As a notorious hotbed of environmentalism, Boulder and Boulder County in past years have adopted a dizzying array of policy measures to reduce the community’s environmental impact, while attempting to adapt to tomorrow’s climate.
At CU-Boulder on Wednesday, County Commissioner Will Toor presented an overview of the steps that Boulder County has taken and will take to plan for climate change, both in terms of mitigation and adaptation.
“Boulder is where we are see these policies first,” said Toor to the audience. “If we are successful then we will see them spread.”
Boulder has been at the forefront of local communities fighting against climate change since 2006, when voters approved the first “carbon tax” in the nation and enacting the Climate Action Plan, which set a goal to reduce greenhouse gas emissions to seven percent below 1990 levels by 2012.
According to Toor, through stern building codes for energy efficiency, public financing of clean energy development, and efficiency regulations, the city can work towards decreasing the amount of greenhouse gases emitted by the county.

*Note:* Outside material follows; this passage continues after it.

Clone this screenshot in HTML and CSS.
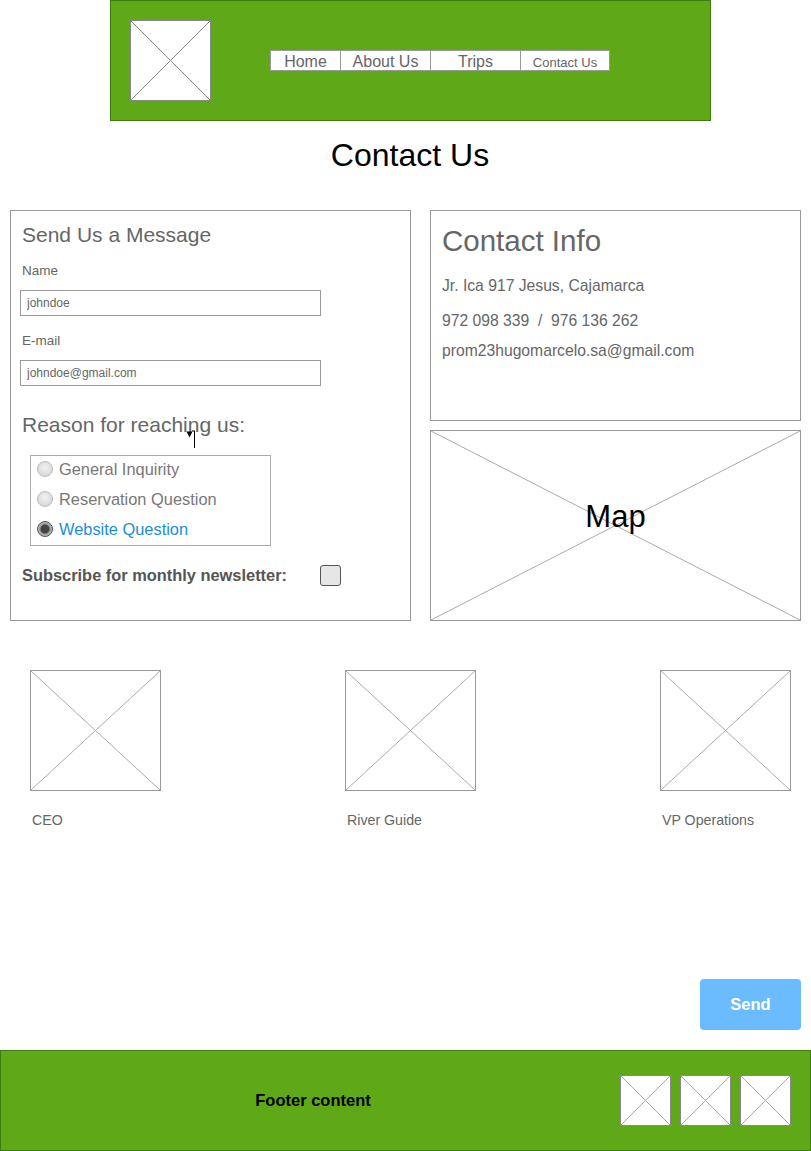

While upgrading energy efficiency in existing buildings is something Toor described as “difficult politically,” he heralded last year’s passage of SmartRegs, which forced landlords in Boulder to lower energy usage on rental properties through efficiency upgrades. He hopes that someday all buildings in Boulder will be required to meet minimum energy efficiency standards.
Toor commented on the municipalization debate and the city’s goal to dramatically increase renewables for the electricity supply. “It doesn’t seem unreasonable that Boulder could make municipalization work by capturing Xcel’s 10 percent profit margin, which amounts to millions of dollars each year” said Toor. “But if we are successful, I believe both working with Xcel or municipalization could allow Boulder to create a very important model.”
If the county is to push energy efficiency and lower carbon usage by its residents, Toor says that it is important to set a good example with county buildings. He discussed plans to upgrade the county jail into “probably the greenest jail in the nation.”
As far as adapting to climate change is concerned, according to Toor, the largest issues to contend with will probably be increased fires, flooding, and drought.
In the last year, multiple forest fires, including the disastrous Four Mile Fire sparked concerns that climate change may be increasing the risk of fire in the county.
While the county plans to step up fire mitigation measures, Toor also believes that restrictions on development in fire prone areas presents a practical tool in avoiding fire damages.
Toor said policy surrounding climate change is difficult to enact because of uncertainty. “How much do we invest in climate change insurance? That’s the question we have to grapple with and I don’t have the answer.”
The presentation was one of a four-part series of environmental discussions held this semester by the CU Environmental Studies Program and the Center for Science and Technology Policy Research.